DATA EXCERPT →
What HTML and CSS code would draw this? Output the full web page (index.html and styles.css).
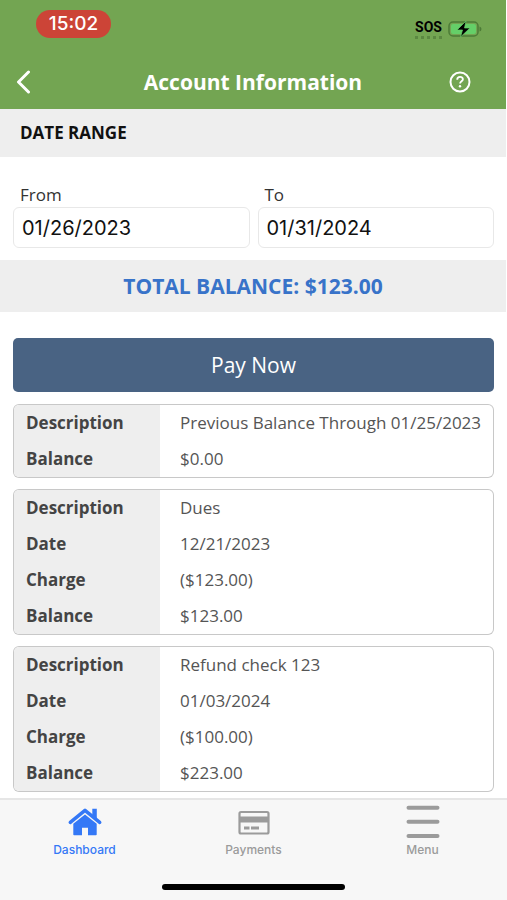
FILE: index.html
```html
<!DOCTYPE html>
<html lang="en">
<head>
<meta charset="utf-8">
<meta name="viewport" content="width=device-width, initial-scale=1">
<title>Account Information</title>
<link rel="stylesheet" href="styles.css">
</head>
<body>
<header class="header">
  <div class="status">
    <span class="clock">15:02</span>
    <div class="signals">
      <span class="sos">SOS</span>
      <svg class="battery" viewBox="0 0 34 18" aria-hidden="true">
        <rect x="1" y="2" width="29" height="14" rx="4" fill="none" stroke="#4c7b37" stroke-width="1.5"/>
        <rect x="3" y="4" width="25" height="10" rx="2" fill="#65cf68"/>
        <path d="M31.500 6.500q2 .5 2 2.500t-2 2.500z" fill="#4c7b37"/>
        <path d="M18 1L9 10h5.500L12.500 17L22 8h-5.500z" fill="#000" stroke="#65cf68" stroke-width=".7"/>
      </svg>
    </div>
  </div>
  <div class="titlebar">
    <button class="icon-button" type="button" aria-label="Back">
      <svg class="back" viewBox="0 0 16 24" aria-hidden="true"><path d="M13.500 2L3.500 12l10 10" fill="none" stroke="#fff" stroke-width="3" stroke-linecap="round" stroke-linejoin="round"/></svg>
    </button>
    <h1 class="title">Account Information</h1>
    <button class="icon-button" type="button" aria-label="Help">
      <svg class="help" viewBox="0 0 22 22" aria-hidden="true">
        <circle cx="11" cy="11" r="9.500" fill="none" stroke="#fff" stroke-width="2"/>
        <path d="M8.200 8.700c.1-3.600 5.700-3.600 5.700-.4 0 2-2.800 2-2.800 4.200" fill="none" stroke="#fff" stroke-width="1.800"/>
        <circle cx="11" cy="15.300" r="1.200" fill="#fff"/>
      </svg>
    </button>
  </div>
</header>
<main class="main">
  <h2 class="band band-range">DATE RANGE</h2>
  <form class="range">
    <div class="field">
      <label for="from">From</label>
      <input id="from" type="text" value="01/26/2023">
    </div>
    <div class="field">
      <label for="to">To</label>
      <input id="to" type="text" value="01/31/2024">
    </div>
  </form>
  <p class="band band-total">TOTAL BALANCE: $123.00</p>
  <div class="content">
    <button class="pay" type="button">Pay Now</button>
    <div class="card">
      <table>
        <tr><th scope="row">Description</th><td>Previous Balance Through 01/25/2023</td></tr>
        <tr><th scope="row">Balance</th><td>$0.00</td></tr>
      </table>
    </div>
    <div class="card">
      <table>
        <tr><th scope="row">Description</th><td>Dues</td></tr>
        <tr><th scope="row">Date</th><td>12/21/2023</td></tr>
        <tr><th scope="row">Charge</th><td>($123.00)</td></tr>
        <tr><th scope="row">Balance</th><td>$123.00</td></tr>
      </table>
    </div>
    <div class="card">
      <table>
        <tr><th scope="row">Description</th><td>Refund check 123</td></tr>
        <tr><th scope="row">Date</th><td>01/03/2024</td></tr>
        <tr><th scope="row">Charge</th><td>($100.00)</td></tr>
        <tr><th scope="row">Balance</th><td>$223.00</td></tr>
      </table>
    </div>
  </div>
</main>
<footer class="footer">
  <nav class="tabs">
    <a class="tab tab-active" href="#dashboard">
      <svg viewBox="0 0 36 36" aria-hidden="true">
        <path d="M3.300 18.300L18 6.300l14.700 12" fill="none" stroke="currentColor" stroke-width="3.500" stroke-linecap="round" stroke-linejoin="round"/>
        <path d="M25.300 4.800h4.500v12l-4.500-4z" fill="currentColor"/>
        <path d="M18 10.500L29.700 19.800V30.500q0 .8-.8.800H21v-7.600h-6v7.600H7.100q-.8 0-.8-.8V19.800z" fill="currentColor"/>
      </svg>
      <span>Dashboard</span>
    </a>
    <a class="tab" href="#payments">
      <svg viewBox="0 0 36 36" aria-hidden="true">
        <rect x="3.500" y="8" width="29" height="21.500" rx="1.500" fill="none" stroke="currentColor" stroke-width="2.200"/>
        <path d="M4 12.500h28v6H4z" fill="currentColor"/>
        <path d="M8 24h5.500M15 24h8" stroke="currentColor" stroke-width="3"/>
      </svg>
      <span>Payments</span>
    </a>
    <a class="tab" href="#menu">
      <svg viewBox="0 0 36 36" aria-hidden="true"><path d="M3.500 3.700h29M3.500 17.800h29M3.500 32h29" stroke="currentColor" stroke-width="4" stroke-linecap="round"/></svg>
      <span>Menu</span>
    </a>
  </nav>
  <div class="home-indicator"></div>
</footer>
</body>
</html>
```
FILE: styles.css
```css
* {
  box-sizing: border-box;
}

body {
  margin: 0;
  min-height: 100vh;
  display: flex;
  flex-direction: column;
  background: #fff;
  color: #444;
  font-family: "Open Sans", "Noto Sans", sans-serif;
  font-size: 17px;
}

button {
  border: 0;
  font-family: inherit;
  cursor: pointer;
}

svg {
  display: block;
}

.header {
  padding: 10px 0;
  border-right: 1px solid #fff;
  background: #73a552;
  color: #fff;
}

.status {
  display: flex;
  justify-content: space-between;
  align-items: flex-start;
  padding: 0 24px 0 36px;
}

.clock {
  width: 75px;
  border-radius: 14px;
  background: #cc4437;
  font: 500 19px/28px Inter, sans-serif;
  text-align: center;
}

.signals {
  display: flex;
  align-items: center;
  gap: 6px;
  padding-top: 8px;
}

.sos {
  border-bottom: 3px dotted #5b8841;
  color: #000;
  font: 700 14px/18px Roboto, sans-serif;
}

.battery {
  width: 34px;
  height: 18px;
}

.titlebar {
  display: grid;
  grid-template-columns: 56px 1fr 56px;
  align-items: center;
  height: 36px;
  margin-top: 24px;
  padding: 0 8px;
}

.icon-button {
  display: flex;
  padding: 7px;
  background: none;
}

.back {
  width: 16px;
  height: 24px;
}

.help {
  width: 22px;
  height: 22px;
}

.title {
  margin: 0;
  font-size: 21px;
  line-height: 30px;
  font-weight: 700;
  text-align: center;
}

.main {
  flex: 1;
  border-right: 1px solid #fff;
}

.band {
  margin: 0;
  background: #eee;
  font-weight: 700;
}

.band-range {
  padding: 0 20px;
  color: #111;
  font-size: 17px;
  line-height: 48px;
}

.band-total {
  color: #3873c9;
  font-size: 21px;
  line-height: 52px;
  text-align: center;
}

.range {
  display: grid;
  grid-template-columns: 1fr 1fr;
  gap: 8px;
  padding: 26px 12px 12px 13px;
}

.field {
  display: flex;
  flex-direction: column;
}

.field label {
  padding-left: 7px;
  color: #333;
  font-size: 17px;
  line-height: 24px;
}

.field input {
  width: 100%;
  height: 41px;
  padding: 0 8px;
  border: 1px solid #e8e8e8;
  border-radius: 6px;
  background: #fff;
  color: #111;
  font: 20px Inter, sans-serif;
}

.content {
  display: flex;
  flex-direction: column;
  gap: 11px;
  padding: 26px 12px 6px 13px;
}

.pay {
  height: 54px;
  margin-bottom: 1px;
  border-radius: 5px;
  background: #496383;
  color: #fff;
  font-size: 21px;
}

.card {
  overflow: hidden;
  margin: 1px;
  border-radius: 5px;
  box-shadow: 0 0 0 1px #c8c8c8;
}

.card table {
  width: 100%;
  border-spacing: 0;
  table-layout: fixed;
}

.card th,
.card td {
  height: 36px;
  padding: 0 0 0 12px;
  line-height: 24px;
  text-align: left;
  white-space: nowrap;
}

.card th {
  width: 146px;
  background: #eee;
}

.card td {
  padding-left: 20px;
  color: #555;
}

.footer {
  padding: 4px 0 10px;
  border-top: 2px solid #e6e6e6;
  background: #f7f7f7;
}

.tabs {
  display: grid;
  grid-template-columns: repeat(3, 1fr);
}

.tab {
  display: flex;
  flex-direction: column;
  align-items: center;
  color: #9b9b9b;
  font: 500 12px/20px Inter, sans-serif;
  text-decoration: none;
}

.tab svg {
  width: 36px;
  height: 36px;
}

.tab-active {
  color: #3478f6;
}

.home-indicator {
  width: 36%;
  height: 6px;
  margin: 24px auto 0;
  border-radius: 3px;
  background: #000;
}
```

REQUIREMENT →
Write out every line of the data that holds the word "styles".

RESULT OF THIS EXERCISE →
What HTML and CSS code would draw this? Output the full web page (index.html and styles.css).
<link rel="stylesheet" href="styles.css">
FILE: styles.css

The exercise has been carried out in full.